Written task — Copy each line of the data below exactly, leaving out pictures.

Data lines —
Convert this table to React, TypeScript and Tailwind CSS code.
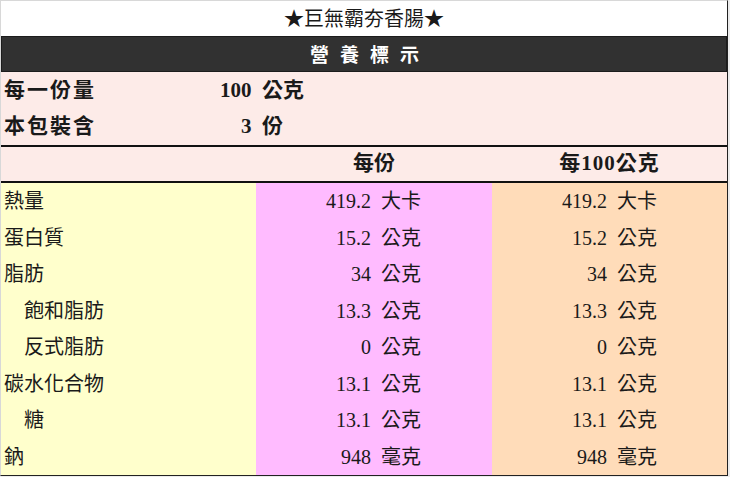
import React from "react";

const serif = { fontFamily: '"Liberation Serif", "Noto Sans CJK TC", serif' };
const sans = { fontFamily: '"Noto Sans CJK TC", "Noto Sans", sans-serif' };

const rows = [
  { name: "熱量", per: "419.2 大卡", per100: "419.2 大卡" },
  { name: "蛋白質", per: "15.2 公克", per100: "15.2 公克" },
  { name: "脂肪", per: "34 公克", per100: "34 公克" },
  { name: "飽和脂肪", per: "13.3 公克", per100: "13.3 公克", sub: true },
  { name: "反式脂肪", per: "0 公克", per100: "0 公克", sub: true },
  { name: "碳水化合物", per: "13.1 公克", per100: "13.1 公克" },
  { name: "糖", per: "13.1 公克", per100: "13.1 公克", sub: true },
  { name: "鈉", per: "948 毫克", per100: "948 毫克" },
];

export default function App() {
  return (
    <div className="w-[730px] h-[477px] bg-[#ececec] text-[#1a1a1a]">
      <div className="flex h-[476px] w-[728px] flex-col border-l border-t border-[#d8d8d8] border-r border-b border-r-[#222] border-b-[#222] bg-white">
        {/* title */}
        <div className="flex h-[35px] items-center justify-center pb-[1px] text-[20px]" style={sans}>
          ★巨無霸夯香腸★
        </div>

        <div
          className="flex h-[36px] items-center justify-center border border-[#1c1c1c] bg-[#313131] pl-[12px] text-[19px] font-bold tracking-[11px] text-white"
          style={sans}
        >
          營養標示
        </div>

        {/* serving info */}
        <div className="bg-[#fdebe8] text-[21px] font-bold" style={serif}>
          <div className="flex h-[37px] items-center">
            <span className="w-[190px] pl-[3px] tracking-[2px]">每一份量</span>
            <span className="w-[142px] text-center">100&nbsp; 公克</span>
          </div>
          <div className="flex h-[36px] items-center">
            <span className="w-[190px] pl-[3px] tracking-[2px]">本包裝含</span>
            <span className="w-[142px] text-center">3&nbsp; 份</span>
          </div>
        </div>

        <div className="h-[2px] bg-[#111]" />

        <div className="flex h-[34px] items-center bg-[#fdebe8] text-[21px] font-bold" style={serif}>
          <span className="w-[255px]" />
          <span className="w-[236px] text-center">每份</span>
          <span className="flex-1 text-center tracking-[1px]">每100公克</span>
        </div>

        <div className="h-[2px] bg-[#111]" />

        {/* nutrients */}
        <div className="grid flex-1 grid-rows-8 text-[20px]" style={serif}>
          {rows.map((r) => (
            <div key={r.name} className="flex">
              <div className={`flex w-[255px] items-center bg-[#ffffcc] ${r.sub ? "pl-[23px]" : "pl-[3px]"}`}>
                {r.name}
              </div>
              <div className="flex w-[236px] items-center justify-end bg-[#ffbbff] pr-[71px] whitespace-pre">{r.per.replace(" ", "  ")}</div>
              <div className="flex flex-1 items-center justify-end bg-[#ffdcb9] pr-[70px] whitespace-pre">{r.per100.replace(" ", "  ")}</div>
            </div>
          ))}
        </div>
      </div>
    </div>
  );
}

Exercise result —
Convert this table to React, TypeScript and Tailwind CSS code.
import React from "react";

const serif = { fontFamily: '"Liberation Serif", "Noto Sans CJK TC", serif' };
const sans = { fontFamily: '"Noto Sans CJK TC", "Noto Sans", sans-serif' };

const rows = [
  { name: "熱量", per: "419.2 大卡", per100: "419.2 大卡" },
  { name: "蛋白質", per: "15.2 公克", per100: "15.2 公克" },
  { name: "脂肪", per: "34 公克", per100: "34 公克" },
  { name: "飽和脂肪", per: "13.3 公克", per100: "13.3 公克", sub: true },
  { name: "反式脂肪", per: "0 公克", per100: "0 公克", sub: true },
  { name: "碳水化合物", per: "13.1 公克", per100: "13.1 公克" },
  { name: "糖", per: "13.1 公克", per100: "13.1 公克", sub: true },
  { name: "鈉", per: "948 毫克", per100: "948 毫克" },
];

export default function App() {
  return (
    <div className="w-[730px] h-[477px] bg-[#ececec] text-[#1a1a1a]">
      <div className="flex h-[476px] w-[728px] flex-col border-l border-t border-[#d8d8d8] border-r border-b border-r-[#222] border-b-[#222] bg-white">
        {/* title */}
        <div className="flex h-[35px] items-center justify-center pb-[1px] text-[20px]" style={sans}>
          ★巨無霸夯香腸★
        </div>

        <div
          className="flex h-[36px] items-center justify-center border border-[#1c1c1c] bg-[#313131] pl-[12px] text-[19px] font-bold tracking-[11px] text-white"
          style={sans}
        >
          營養標示
        </div>

        {/* serving info */}
        <div className="bg-[#fdebe8] text-[21px] font-bold" style={serif}>
          <div className="flex h-[37px] items-center">
            <span className="w-[190px] pl-[3px] tracking-[2px]">每一份量</span>
            <span className="w-[142px] text-center">100&nbsp; 公克</span>
          </div>
          <div className="flex h-[36px] items-center">
            <span className="w-[190px] pl-[3px] tracking-[2px]">本包裝含</span>
            <span className="w-[142px] text-center">3&nbsp; 份</span>
          </div>
        </div>

        <div className="h-[2px] bg-[#111]" />

        <div className="flex h-[34px] items-center bg-[#fdebe8] text-[21px] font-bold" style={serif}>
          <span className="w-[255px]" />
          <span className="w-[236px] text-center">每份</span>
          <span className="flex-1 text-center tracking-[1px]">每100公克</span>
        </div>

        <div className="h-[2px] bg-[#111]" />

        {/* nutrients */}
        <div className="grid flex-1 grid-rows-8 text-[20px]" style={serif}>
          {rows.map((r) => (
            <div key={r.name} className="flex">
              <div className={`flex w-[255px] items-center bg-[#ffffcc] ${r.sub ? "pl-[23px]" : "pl-[3px]"}`}>
                {r.name}
              </div>
              <div className="flex w-[236px] items-center justify-end bg-[#ffbbff] pr-[71px] whitespace-pre">{r.per.replace(" ", "  ")}</div>
              <div className="flex flex-1 items-center justify-end bg-[#ffdcb9] pr-[70px] whitespace-pre">{r.per100.replace(" ", "  ")}</div>
            </div>
          ))}
        </div>
      </div>
    </div>
  );
}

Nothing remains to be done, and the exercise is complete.